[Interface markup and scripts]
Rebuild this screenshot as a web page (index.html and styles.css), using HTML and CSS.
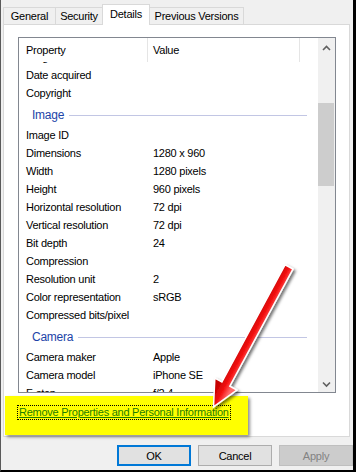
FILE: index.html
```html
<!doctype html>
<html lang="en">
 <head>
  <meta charset="UTF-8">
  <meta name="viewport" content="width=device-width, initial-scale=1.0">
  <title>Properties - Details</title>
  <link rel="stylesheet" href="styles.css">
 </head>
 <body>
  <div class="dialog">
   <div class="tabs">
    <div class="tab tab-general">General</div>
    <div class="tab tab-security">Security</div>
    <div class="tab tab-details tab-active">Details</div>
    <div class="tab tab-versions">Previous Versions</div>
   </div>

   <div class="panel">
    <div class="list">
     <div class="list-main">
      <div class="list-head">
       <div class="col-prop">Property</div>
       <div class="col-val">Value</div>
       <div class="col-rest"></div>
      </div>
      <div class="list-body">
       <div class="row row-first"><div class="col-prop">Program name</div><div class="col-val"></div></div>
       <div class="row"><div class="col-prop">Date acquired</div><div class="col-val"></div></div>
       <div class="row"><div class="col-prop">Copyright</div><div class="col-val"></div></div>
       <div class="group"><span>Image</span></div>
       <div class="row"><div class="col-prop">Image ID</div><div class="col-val"></div></div>
       <div class="row"><div class="col-prop">Dimensions</div><div class="col-val">1280 x 960</div></div>
       <div class="row"><div class="col-prop">Width</div><div class="col-val">1280 pixels</div></div>
       <div class="row"><div class="col-prop">Height</div><div class="col-val">960 pixels</div></div>
       <div class="row"><div class="col-prop">Horizontal resolution</div><div class="col-val">72 dpi</div></div>
       <div class="row"><div class="col-prop">Vertical resolution</div><div class="col-val">72 dpi</div></div>
       <div class="row"><div class="col-prop">Bit depth</div><div class="col-val">24</div></div>
       <div class="row"><div class="col-prop">Compression</div><div class="col-val"></div></div>
       <div class="row"><div class="col-prop">Resolution unit</div><div class="col-val">2</div></div>
       <div class="row"><div class="col-prop">Color representation</div><div class="col-val">sRGB</div></div>
       <div class="row"><div class="col-prop">Compressed bits/pixel</div><div class="col-val"></div></div>
       <div class="group"><span>Camera</span></div>
       <div class="row"><div class="col-prop">Camera maker</div><div class="col-val">Apple</div></div>
       <div class="row"><div class="col-prop">Camera model</div><div class="col-val">iPhone SE</div></div>
       <div class="row"><div class="col-prop">F-stop</div><div class="col-val">f/2.4</div></div>
       <div class="row"><div class="col-prop">Exposure time</div><div class="col-val">1/30 sec.</div></div>
      </div>
     </div>
     <div class="scrollbar">
      <div class="sb-btn">
       <svg width="17" height="17" viewBox="0 0 17 17"><polyline points="5,12 8.5,8.5 12,12" fill="none" stroke="#606060" stroke-width="1.6"/></svg>
      </div>
      <div class="sb-track"><div class="sb-thumb"></div></div>
      <div class="sb-btn">
       <svg width="17" height="17" viewBox="0 0 17 17"><polyline points="5,7.5 8.5,11 12,7.5" fill="none" stroke="#606060" stroke-width="1.6"/></svg>
      </div>
     </div>
    </div>
   </div>

   <div class="buttons">
    <button class="btn btn-default" type="button">OK</button>
    <button class="btn" type="button">Cancel</button>
    <button class="btn btn-disabled" type="button">Apply</button>
   </div>

   <!-- annotation: highlighted link and pointer arrow -->
   <div class="callout">
    <a class="remove-link" href="#">Remove Properties and Personal Information</a>
   </div>
   <svg class="arrow" width="356" height="472" viewBox="0 0 356 472">
    <defs>
     <linearGradient id="red" gradientUnits="userSpaceOnUse" x1="0" y1="-7" x2="0" y2="7">
      <stop offset="0" stop-color="#ff6a6a"/>
      <stop offset="0.45" stop-color="#f51212"/>
      <stop offset="1" stop-color="#c40000"/>
     </linearGradient>
     <filter id="shadow" x="-20%" y="-20%" width="140%" height="140%">
      <feDropShadow dx="2" dy="2" stdDeviation="1.5" flood-color="#000" flood-opacity="0.55"/>
     </filter>
    </defs>
    <g filter="url(#shadow)">
     <g transform="translate(289 267) rotate(118.35)">
      <polygon points="0,-4.5 133,-4.5 133,-12.5 159,0 133,12.5 133,4.5 0,4.5" fill="url(#red)" stroke="#fff" stroke-width="1.5" stroke-linejoin="miter"/>
     </g>
    </g>
   </svg>
  </div>
 </body>
</html>
```

FILE: styles.css
```css
body {
  margin: 0;
  padding: 0;
  font-family: "Liberation Sans", Arial, sans-serif;
  font-size: 11px;
  letter-spacing: -0.25px;
  color: #000;
  background-color: #f0f0f0;
}
.dialog {
  position: relative;
  box-sizing: border-box;
  width: 356px;
  height: 472px;
  background-color: #f0f0f0;
  border-left: 1px solid #5a5a5a;
  border-right: 3px solid #000;
  border-bottom: 2px solid #000;
  overflow: hidden;
}
.tabs {
  display: flex;
  align-items: flex-end;
  height: 24px;
  padding-left: 2px;
}
.tab {
  box-sizing: border-box;
  height: 17px;
  line-height: 16px;
  margin-right: -1px;
  text-align: center;
  white-space: nowrap;
  border: 1px solid #d9d9d9;
  border-bottom: none;
  background-color: #f0f0f0;
}
.tab-general {
  width: 53px;
}
.tab-security {
  width: 48px;
}
.tab-details {
  width: 48px;
}
.tab-versions {
  width: 95px;
}
.tab-active {
  position: relative;
  z-index: 2;
  height: 21px;
  line-height: 18px;
  margin-bottom: -1px;
  background-color: #fff;
}
.panel {
  box-sizing: border-box;
  height: 413px;
  margin: 0 3px 0 2px;
  padding: 12px 0 0 14px;
  background-color: #fff;
  border: 1px solid #d9d9d9;
}
.list {
  display: flex;
  box-sizing: border-box;
  width: 318px;
  height: 356px;
  border: 1px solid #828790;
}
.list-main {
  width: 299px;
}
.list-head {
  display: flex;
  height: 24px;
  line-height: 25px;
}
.list-head .col-prop,
.list-head .col-val {
  border-right: 1px solid #e5e5e5;
}
.col-prop {
  box-sizing: border-box;
  width: 129px;
  padding-left: 7px;
  white-space: nowrap;
}
.col-val {
  box-sizing: border-box;
  width: 152px;
  padding-left: 5px;
  white-space: nowrap;
}
.col-rest {
  flex: 1;
}
.list-body {
  height: 330px;
  overflow: hidden;
}
.row {
  display: flex;
  height: 18px;
  line-height: 18px;
}
.row-first {
  margin-top: -14px;
}
.group {
  display: flex;
  align-items: center;
  box-sizing: border-box;
  height: 24px;
  padding: 2px 11px 0 13px;
  color: #1c44a8;
  font-size: 12px;
}
.group::after {
  content: '';
  flex: 1;
  height: 1px;
  margin-left: 5px;
  background-color: #c2c6e4;
}
.scrollbar {
  display: flex;
  flex-direction: column;
  width: 17px;
  background-color: #f0f0f0;
}
.sb-btn {
  height: 17px;
}
.sb-btn svg {
  display: block;
}
.sb-track {
  flex: 1;
}
.sb-thumb {
  height: 83px;
  margin: 48px 1px 0 0;
  background-color: #cdcdcd;
}
.buttons {
  display: flex;
  justify-content: flex-end;
  gap: 7px;
  margin-top: 8px;
}
.btn {
  box-sizing: border-box;
  width: 74px;
  height: 21px;
  padding: 0;
  font-family: inherit;
  font-size: 11px;
  letter-spacing: -0.25px;
  color: #000;
  background-color: #e1e1e1;
  border: 1px solid #adadad;
}
.btn-default {
  border: 2px solid #0078d7;
}
.btn-disabled {
  color: #838383;
  background-color: #cccccc;
  border-color: #bfbfbf;
}
.callout {
  position: absolute;
  left: 4px;
  top: 396px;
  box-sizing: border-box;
  width: 243px;
  height: 39px;
  padding: 9px 0 0 12px;
  background-color: #ffff00;
  box-shadow: 2px 2px 3px rgba(0, 0, 0, 0.45);
  z-index: 3;
}
.remove-link {
  display: inline-block;
  padding: 0 1px;
  line-height: 13px;
  color: #1d7d00;
  border: 1px dotted #000;
}
.arrow {
  position: absolute;
  left: -1px;
  top: 0;
  z-index: 4;
  pointer-events: none;
}
```
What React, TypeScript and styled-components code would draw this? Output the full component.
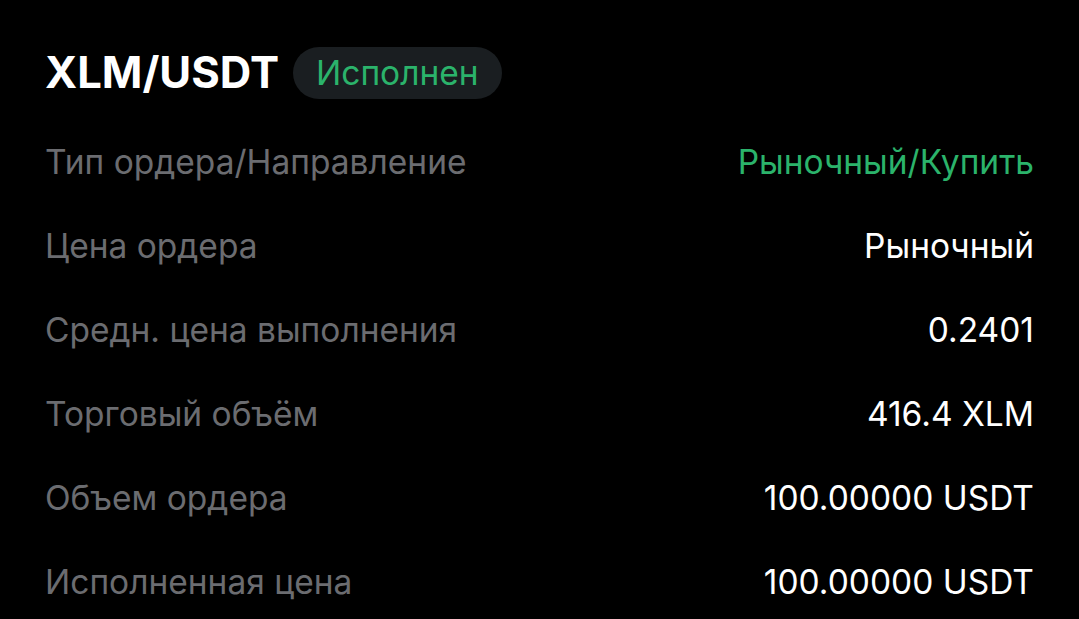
import React, { FC } from "react";
import styled, { createGlobalStyle } from "styled-components";

const GlobalStyle = createGlobalStyle`
  html, body {
    margin: 0;
    padding: 0;
    background: #000;
  }
  body {
    font-family: Inter, "Noto Sans", sans-serif;
    -webkit-font-smoothing: antialiased;
  }
`

const Page = styled.div`
  width: 1079px;
  height: 619px;
  overflow: hidden;
  background: #000;
  padding: 47px 45px 0 45px;
  box-sizing: border-box;
`

const Header = styled.div`
  display: flex;
  align-items: center;
  height: 52px;
  gap: 14px;
`

const Title = styled.h1`
  margin: 0;
  font-size: 43.6px;
  font-weight: 700;
  color: #fff;
  line-height: 1;
`

const Badge = styled.span`
  display: flex;
  align-items: center;
  height: 52px;
  padding: 0 23px;
  border-radius: 26px;
  background: #1a1e21;
  color: #2bb36b;
  font-size: 33.5px;
  font-weight: 400;
`

const List = styled.div`
  display: flex;
  flex-direction: column;
  margin-top: 21px;
`

const Row = styled.div`
  display: flex;
  align-items: center;
  justify-content: space-between;
  height: 84px;
`

const Label = styled.span`
  font-size: 33.5px;
  color: #6b6c70;
`

const Value = styled.span<{ $accent?: boolean }>`
  font-size: 33.5px;
  color: ${p => (p.$accent ? "#2bb36b" : "#fff")};
`

type Item = {
  label: string
  value: string
  accent?: boolean
}

const items: Item[] = [
  { label: "Тип ордера/Направление", value: "Рыночный/Купить", accent: true },
  { label: "Цена ордера", value: "Рыночный" },
  { label: "Средн. цена выполнения", value: "0.2401" },
  { label: "Торговый объём", value: "416.4 XLM" },
  { label: "Объем ордера", value: "100.00000 USDT" },
  { label: "Исполненная цена", value: "100.00000 USDT" },
]

const App: FC = () => {
  return (
    <Page>
      <GlobalStyle />
      <Header>
        <Title>XLM/USDT</Title>
        <Badge>Исполнен</Badge>
      </Header>
      <List>
        {items.map(item => (
          <Row key={item.label}>
            <Label>{item.label}</Label>
            <Value $accent={item.accent}>{item.value}</Value>
          </Row>
        ))}
      </List>
    </Page>
  )
}

export default App
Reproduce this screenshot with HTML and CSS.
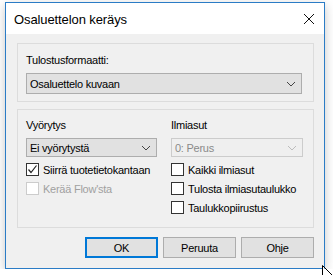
FILE: index.html
```html
<!DOCTYPE html>
<html lang="fi">
<head>
  <meta charset="UTF-8">
  <title>Osaluettelon keräys</title>
  <link rel="stylesheet" href="styles.css">
</head>
<body>

<div class="window">
  <div class="titlebar">
    <span class="title">Osaluettelon keräys</span>
    <svg class="close" width="12" height="12" viewBox="0 0 12 12">
      <path d="M1 1 L11 11 M11 1 L1 11" stroke="#111" stroke-width="1" fill="none"/>
    </svg>
  </div>

  <div class="client">
    <div class="group group-format">
      <div class="label">Tulostusformaatti:</div>
      <div class="combo combo-wide">
        <span class="combo-text">Osaluettelo kuvaan</span>
        <svg class="chevron" width="10" height="6" viewBox="0 0 10 6">
          <path d="M1 1 L5 5 L9 1" stroke="#444" stroke-width="1" fill="none"/>
        </svg>
      </div>
    </div>

    <div class="group group-options">
      <div class="col">
        <div class="label">Vyörytys</div>
        <div class="combo combo-small">
          <span class="combo-text">Ei vyörytystä</span>
          <svg class="chevron" width="10" height="6" viewBox="0 0 10 6">
            <path d="M1 1 L5 5 L9 1" stroke="#444" stroke-width="1" fill="none"/>
          </svg>
        </div>
        <div class="check">
          <span class="box">
            <svg width="11" height="11" viewBox="0 0 11 11">
              <path d="M1.5 5.5 L4 8.5 L9.5 1.5" stroke="#222" stroke-width="1.2" fill="none"/>
            </svg>
          </span>
          <span>Siirrä tuotetietokantaan</span>
        </div>
        <div class="check disabled">
          <span class="box"></span>
          <span>Kerää Flow'sta</span>
        </div>
      </div>

      <div class="col">
        <div class="label">Ilmiasut</div>
        <div class="combo combo-small combo-disabled">
          <span class="combo-text">0: Perus</span>
          <svg class="chevron" width="10" height="6" viewBox="0 0 10 6">
            <path d="M1 1 L5 5 L9 1" stroke="#bcbcbc" stroke-width="1" fill="none"/>
          </svg>
        </div>
        <div class="check">
          <span class="box"></span>
          <span>Kaikki ilmiasut</span>
        </div>
        <div class="check">
          <span class="box"></span>
          <span>Tulosta ilmiasutaulukko</span>
        </div>
        <div class="check">
          <span class="box"></span>
          <span>Taulukkopiirustus</span>
        </div>
      </div>
    </div>

    <div class="buttons">
      <button class="btn btn-default">OK</button>
      <button class="btn">Peruuta</button>
      <button class="btn">Ohje</button>
    </div>
  </div>
</div>

<svg class="cursor" width="14" height="14" viewBox="0 0 14 14">
  <path d="M0.5 0.5 L0.5 14 M0.5 0.5 L12 12" stroke="#000" stroke-width="1" fill="none"/>
  <path d="M1 2 L1 14 L10.5 12.5 Z" fill="#fff"/>
</svg>

</body>
</html>
```

FILE: styles.css
```css
html, body {
  margin: 0;
  padding: 0;
  background: #ffffff;
  font-family: 'Liberation Sans', Arial, sans-serif;
  font-size: 11px;
  letter-spacing: -0.25px;
  color: #000;
  overflow: hidden;
}

.window {
  margin: 2px 0 0 5px;
  width: 318px;
  height: 265px;
  border: 1px solid #2b7cc6;
  background: #f0f0f0;
  box-shadow: 0 3px 10px rgba(0, 0, 0, 0.22);
}

.titlebar {
  height: 31px;
  background: #fff;
  display: flex;
  align-items: center;
  justify-content: space-between;
  padding: 0 9px 0 8px;
}

.title {
  font-size: 13px;
  letter-spacing: -0.1px;
  padding-top: 2px;
}

.close {
  display: block;
}

.client {
  padding: 9px 0 0 11px;
}

.group {
  width: 297px;
  box-sizing: border-box;
  border: 1px solid #dcdcdc;
}

.group-format {
  height: 59px;
  padding: 9px 0 0 8px;
}

.group-options {
  height: 119px;
  margin-top: 7px;
  padding: 8px 0 0 8px;
  display: grid;
  grid-template-columns: 131px 132px;
  column-gap: 14px;
}

.label {
  height: 15px;
  line-height: 15px;
}

.combo {
  margin-top: 5px;
  box-sizing: border-box;
  border: 1px solid #adadad;
  background: #e1e1e1;
  display: flex;
  align-items: center;
  justify-content: space-between;
  padding: 0 5px 0 3px;
}

.combo-wide {
  width: 276px;
  height: 21px;
}

.combo-small {
  height: 19px;
}

.combo-disabled {
  border-color: #cccccc;
  background: #efefef;
  color: #8a8a8a;
}

.chevron {
  display: block;
}

.check {
  display: flex;
  align-items: center;
  height: 13px;
  margin-top: 6px;
}

.box {
  width: 13px;
  height: 13px;
  box-sizing: border-box;
  border: 1px solid #333;
  background: #fff;
  margin-right: 4px;
  display: flex;
  align-items: center;
  justify-content: center;
}

.check.disabled {
  color: #a0a0a0;
}

.check.disabled .box {
  border-color: #cccccc;
}

.buttons {
  width: 297px;
  margin-top: 9px;
  display: flex;
  justify-content: flex-end;
  gap: 5px;
}

.btn {
  width: 73px;
  height: 21px;
  box-sizing: border-box;
  border: 1px solid #adadad;
  background: #e1e1e1;
  font-family: inherit;
  font-size: 11px;
  letter-spacing: -0.25px;
  color: #000;
  padding: 0;
}

.btn-default {
  border: 2px solid #0078d7;
}

.cursor {
  position: absolute;
  left: 322px;
  top: 265px;
}
```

What you will do
From the listing above, copy out each line where the word "React" appears.

Answer to the exercise
What React, TypeScript and styled-components code would draw this? Output the full component.
import React, { FC } from "react";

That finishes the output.